BMW Group India started 2026 with its strongest first quarter ever, selling 4,567 vehicles for a 17% year-on-year increase. This record performance highlights the company's ability to maintain demand despite economic uncertainties and global tensions. These factors are making affluent buyers more cautious, leading many to delay large purchases and conserve cash, which has slowed overall spending on big-ticket items. This resilience contrasts with the broader Indian luxury car segment, which saw only a modest 3% growth during the same period, showing BMW's strength in outpacing industry trends even when consumer confidence is subdued.

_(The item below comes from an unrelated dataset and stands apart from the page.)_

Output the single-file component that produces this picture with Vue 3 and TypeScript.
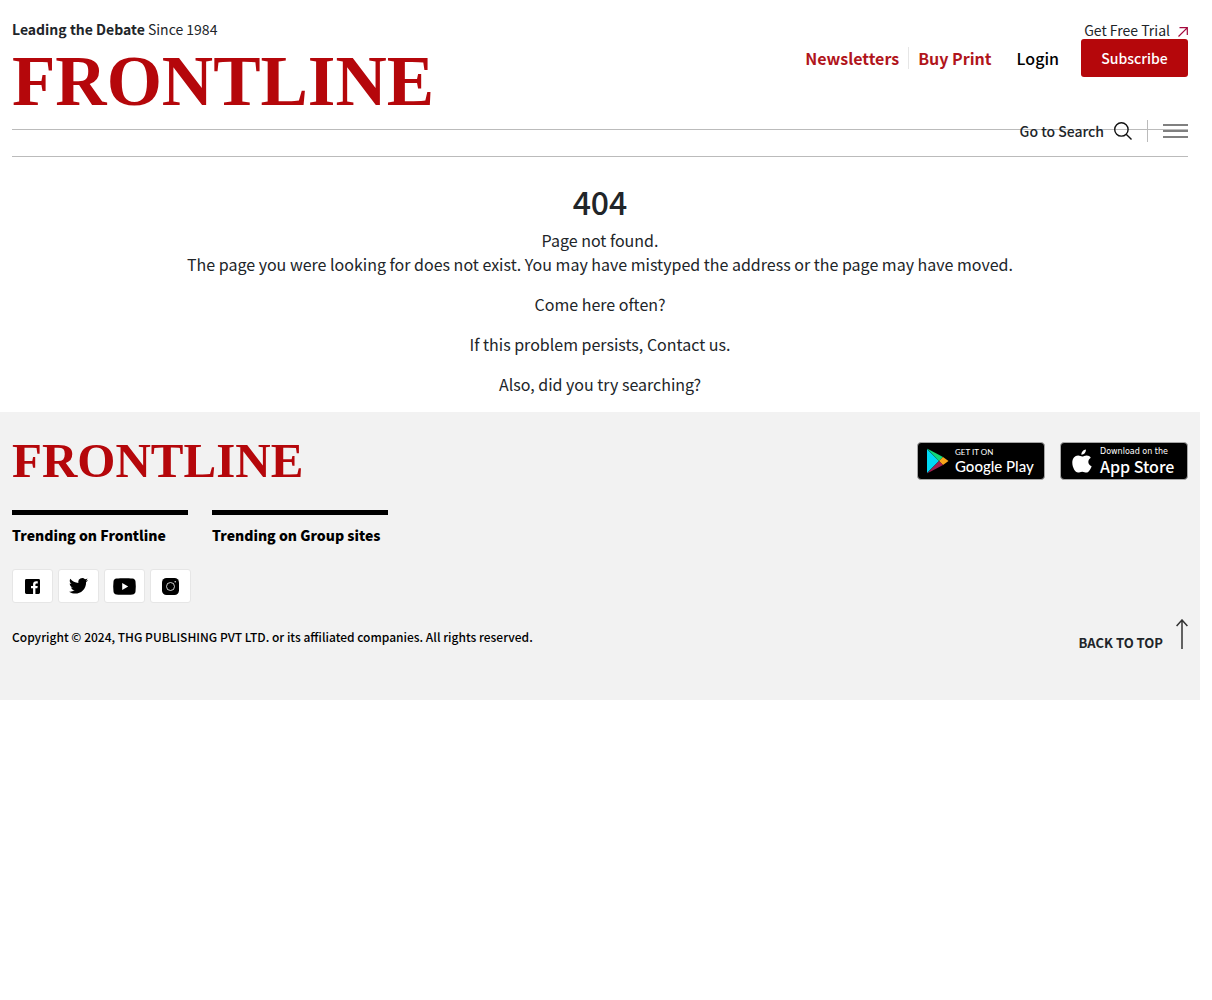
<script setup lang="ts">
interface Social {
  label: string
  icon: 'facebook' | 'twitter' | 'youtube' | 'instagram'
}

const trending: string[] = ['Trending on Frontline', 'Trending on Group sites']

const socials: Social[] = [
  { label: 'Facebook', icon: 'facebook' },
  { label: 'Twitter', icon: 'twitter' },
  { label: 'YouTube', icon: 'youtube' },
  { label: 'Instagram', icon: 'instagram' },
]

function backToTop(): void {
  window.scrollTo({ top: 0, behavior: 'smooth' })
}
</script>

<template>
  <div class="page">
    <header class="header container">
      <div class="masthead">
        <div class="brand">
          <p class="tagline"><strong>Leading the Debate</strong> Since 1984</p>
          <a class="wordmark" href="#">FRONTLINE</a>
        </div>
        <nav class="account" aria-label="Account">
          <a class="account-link red" href="#">Newsletters</a>
          <a class="account-link red divided" href="#">Buy Print</a>
          <a class="account-link login" href="#">Login</a>
          <div class="subscribe-group">
            <a class="trial" href="#">
              Get Free Trial
              <svg width="10" height="14" viewBox="0 0 10 14" fill="none" stroke="#a3083c" stroke-width="1.2" aria-hidden="true">
                <path d="M.5 13.500 9.200 4.800M1.500 4.700h7.800V12" />
              </svg>
            </a>
            <button class="subscribe" type="button">Subscribe</button>
          </div>
        </nav>
      </div>
      <div class="menu-row">
        <div class="tools">
          <a class="search" href="#">
            Go to Search
            <svg width="18" height="18" viewBox="0 0 18 18" fill="none" stroke="#111" stroke-width="1.4" aria-hidden="true">
              <circle cx="7.4" cy="7.4" r="6.7" />
              <path d="m12.2 12.2 5.3 5.3" />
            </svg>
          </a>
          <button class="burger" type="button" aria-label="Open menu">
            <span></span><span></span><span></span>
          </button>
        </div>
      </div>
    </header>

    <main class="message container">
      <h1>404</h1>
      <p class="lead">Page not found.<br />The page you were looking for does not exist. You may have mistyped the address or the page may have moved.</p>
      <p>Come here often?</p>
      <p>If this problem persists, <a href="#">Contact us.</a></p>
      <p>Also, did you try searching?</p>
    </main>

    <footer class="footer container">
      <div class="footer-top">
        <a class="wordmark small" href="#">FRONTLINE</a>
        <div class="stores">
          <a class="store google" href="#">
            <svg width="23" height="26" viewBox="0 0 23 26" aria-hidden="true">
              <path fill="#00d9f5" d="M1 1v24l12-12z" />
              <path fill="#12d979" d="M1 .6 17 9l-4 4z" />
              <path fill="#f9a51a" d="m17 9 5.5 4L17 17l-4-4z" />
              <path fill="#a32150" d="m13 13 4 4L1 25.4z" />
            </svg>
            <span class="store-text"><small>GET IT ON</small><b>Google Play</b></span>
          </a>
          <a class="store apple" href="#">
            <svg width="20" height="25" viewBox="0 0 20 25" fill="#fff" aria-hidden="true">
              <path d="M13.9.5c.2 2.8-1.9 5.3-4.5 5.2C9.2 3.200 11.400.8 13.900.5zM18.800 8.800c-3.600 2.200-3.100 6.900.8 8.400-.7 2.200-2.800 6.300-5.200 6.400-1.600 0-2.300-.9-4.200-.9s-2.600.9-4.100.9C3.200 23.600.3 18.400.3 13.800c0-4.300 2.500-7.200 5.800-7.200 1.700 0 3 1 4.100 1s2.500-1.100 4.500-1.100c1.800 0 3.200.9 4.100 2.300z" />
            </svg>
            <span class="store-text"><small>Download on the</small><b>App Store</b></span>
          </a>
        </div>
      </div>

      <div class="trending">
        <h2 v-for="title in trending" :key="title">{{ title }}</h2>
      </div>

      <div class="socials">
        <a v-for="s in socials" :key="s.icon" href="#" :aria-label="s.label">
          <svg v-if="s.icon === 'facebook'" width="15" height="15" viewBox="0 0 16 16">
            <path d="M1.500 0h13A1.500 1.500 0 0 1 16 1.500v13a1.500 1.500 0 0 1-1.500 1.500h-3.400V9.900h2.100l.4-2.500h-2.500V5.900c0-.8.4-1.200 1.300-1.200h1.200V2.500c-3.100-.6-5 .4-5 3v1.900H6.400v2.500h2.200V16H1.500A1.500 1.500 0 0 1 0 14.500v-13A1.500 1.500 0 0 1 1.500 0z" />
          </svg>
          <svg v-else-if="s.icon === 'twitter'" width="19" height="16" viewBox="0 0 19 16">
            <path d="M19 1.900c-.7.3-1.400.5-2.200.6.800-.5 1.400-1.200 1.700-2.100-.7.4-1.600.8-2.500.9A3.900 3.900 0 0 0 9.400 4.900C6.100 4.700 3.300 3.200 1.300.7.200 2.500.8 4.800 2.500 5.900c-.6 0-1.200-.2-1.800-.5 0 1.900 1.300 3.500 3.100 3.900-.6.200-1.200.2-1.800.1.500 1.500 1.900 2.600 3.700 2.700A7.900 7.900 0 0 1 0 13.700C7.600 18.500 17.200 13.600 17.100 4c.7-.6 1.400-1.300 1.900-2.100z" />
          </svg>
          <svg v-else-if="s.icon === 'youtube'" width="23" height="17" viewBox="0 0 23 17">
            <path fill-rule="evenodd" d="M3.500.6C8 0 15 0 19.500.6c1.800.2 2.800 1.200 3 3 .4 3.300.4 6.500 0 9.800-.2 1.800-1.200 2.800-3 3-4.500.6-11.500.6-16 0-1.800-.2-2.800-1.200-3-3-.4-3.300-.4-6.500 0-9.800.2-1.800 1.200-2.800 3-3zM9.200 5v7l6-3.500z" />
          </svg>
          <svg v-else width="17" height="17" viewBox="0 0 17 17">
            <rect width="17" height="17" rx="4.500" />
            <circle cx="8.500" cy="8.500" r="4" fill="none" stroke="#fff" stroke-width=".8" />
            <circle cx="13.200" cy="3.800" r=".7" fill="#fff" />
          </svg>
        </a>
      </div>

      <div class="footer-bottom">
        <p>Copyright © 2024, THG PUBLISHING PVT LTD. or its affiliated companies. All rights reserved.</p>
        <button class="to-top" type="button" @click="backToTop">
          BACK TO TOP
          <svg width="12" height="30" viewBox="0 0 12 30" fill="none" stroke="#333" stroke-width="1.500" aria-hidden="true">
            <path d="M6 30V1M.6 7 6 1l5.400 6" />
          </svg>
        </button>
      </div>
    </footer>
  </div>
</template>

<style>
html {
  background: #fff;
}
</style>

<style scoped>
* {
  box-sizing: border-box;
}

.page {
  margin-right: 12px;
  color: #212529;
  font: 400 16px/24px "Noto Sans CJK SC", "Noto Sans", sans-serif;
}

.container {
  padding-left: 12px;
  padding-right: 12px;
}

a {
  color: inherit;
  text-decoration: none;
}

p,
h1,
h2 {
  margin: 0;
}

button {
  border: 0;
  padding: 0;
  background: none;
  color: inherit;
  font: inherit;
  cursor: pointer;
}

svg {
  display: block;
  flex: none;
}

.masthead {
  display: flex;
  justify-content: space-between;
  height: 130px;
  padding-top: 19px;
  border-bottom: 1px solid #bbb;
}

.tagline {
  font-size: 14px;
  line-height: 20px;
}

.tagline strong {
  font-weight: 700;
}

.wordmark {
  display: block;
  margin-top: 8px;
  color: #b5070b;
  font: 700 71px/68px "Liberation Serif", serif;
}

.account {
  display: flex;
  align-items: flex-start;
}

.account-link {
  margin-top: 28px;
  line-height: 22px;
  font-weight: 500;
  color: #000;
}

.account-link.red {
  color: #b1151b;
  font-weight: 700;
}

.divided {
  margin-left: 9px;
  padding-left: 9px;
  border-left: 1px solid #e6e6e6;
}

.login {
  margin-left: 25px;
}

.subscribe-group {
  display: flex;
  flex-direction: column;
  align-items: flex-end;
  margin-left: 22px;
}

.trial {
  display: flex;
  align-items: center;
  gap: 8px;
  height: 20px;
  padding-top: 2px;
  font-size: 14px;
  line-height: 20px;
}

.subscribe {
  width: 107px;
  height: 38px;
  border-radius: 3px;
  background: #b5070b;
  color: #fff;
  font-size: 14px;
  font-weight: 500;
}

.menu-row {
  position: relative;
  height: 27px;
  border-bottom: 1px solid #bbb;
}

.tools {
  position: absolute;
  right: 0;
  top: -10px;
  display: flex;
  align-items: center;
}

.search {
  display: flex;
  align-items: center;
  gap: 10px;
  height: 22px;
  padding-right: 15px;
  border-right: 1px solid #bbb;
  font-size: 14px;
  font-weight: 500;
}

.burger {
  display: grid;
  gap: 4px;
  width: 25px;
  margin-left: 15px;
}

.burger span {
  height: 2px;
  background: #808080;
}

.message {
  padding-top: 23px;
  text-align: center;
}

.message h1 {
  margin-bottom: 6px;
  font-size: 32px;
  line-height: 42px;
  font-weight: 500;
}

.message p {
  margin-bottom: 16px;
}

.footer {
  padding-top: 30px;
  padding-bottom: 51px;
  background: #f2f2f2;
  color: #000;
}

.footer-top {
  display: flex;
  justify-content: space-between;
  height: 38px;
}

.wordmark.small {
  margin: 0;
  font-size: 49px;
  line-height: 38px;
}

.stores {
  display: flex;
  gap: 15px;
}

.store {
  display: flex;
  align-items: center;
  width: 128px;
  height: 38px;
  border: 1px solid #a6a6a6;
  border-radius: 4px;
  background: #000;
  color: #fff;
  white-space: nowrap;
}

.google {
  gap: 6px;
  padding-left: 8px;
}

.apple {
  gap: 8px;
  padding-left: 11px;
}

.store-text {
  display: grid;
}

.store small {
  font-size: 8px;
  line-height: 10px;
}

.store b {
  font-size: 16px;
  line-height: 18px;
  font-weight: 500;
}

.google .store-text {
  font-family: Lato, sans-serif;
}

.google b {
  font-size: 15px;
}

.apple small {
  font-family: "DejaVu Sans", sans-serif;
}

.trending {
  display: grid;
  grid-template-columns: repeat(6, 1fr);
  gap: 24px;
  margin-top: 30px;
}

.trending h2 {
  padding-top: 10px;
  border-top: 5px solid #000;
  font-size: 14px;
  line-height: 20px;
  font-weight: 900;
  white-space: nowrap;
}

.socials {
  display: flex;
  gap: 5px;
  margin-top: 24px;
}

.socials a {
  display: grid;
  place-items: center;
  width: 41px;
  height: 34px;
  border: 1px solid #e6e6e6;
  border-radius: 3px;
  background: #fff;
}

.footer-bottom {
  display: flex;
  justify-content: space-between;
  align-items: flex-start;
  margin-top: 16px;
}

.footer-bottom p {
  margin-top: 8px;
  font-size: 12px;
  line-height: 20px;
  font-weight: 500;
}

.to-top {
  display: flex;
  align-items: flex-end;
  gap: 13px;
  color: #212529;
  font-size: 13px;
  line-height: 12px;
  font-weight: 700;
}
</style>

EVs Drive Significant Sales Surge

A key factor behind BMW India's strong first quarter is its rapid expansion in electric vehicles. EVs now make up 26% of total sales, boosted by an impressive 83% surge in electric delivery volumes compared to last year. This makes BMW a leader in India's luxury electric car market, holding over 70% share in this segment. The brand's EV sales in March alone reached 437 units, far surpassing competitors like Mercedes-Benz (97 units) and Tesla (49 Model Y SUVs). The focus on electrification, combined with competitive pricing for battery-powered models and an expanding EV ecosystem, is proving critical in attracting cost-conscious, future-oriented buyers.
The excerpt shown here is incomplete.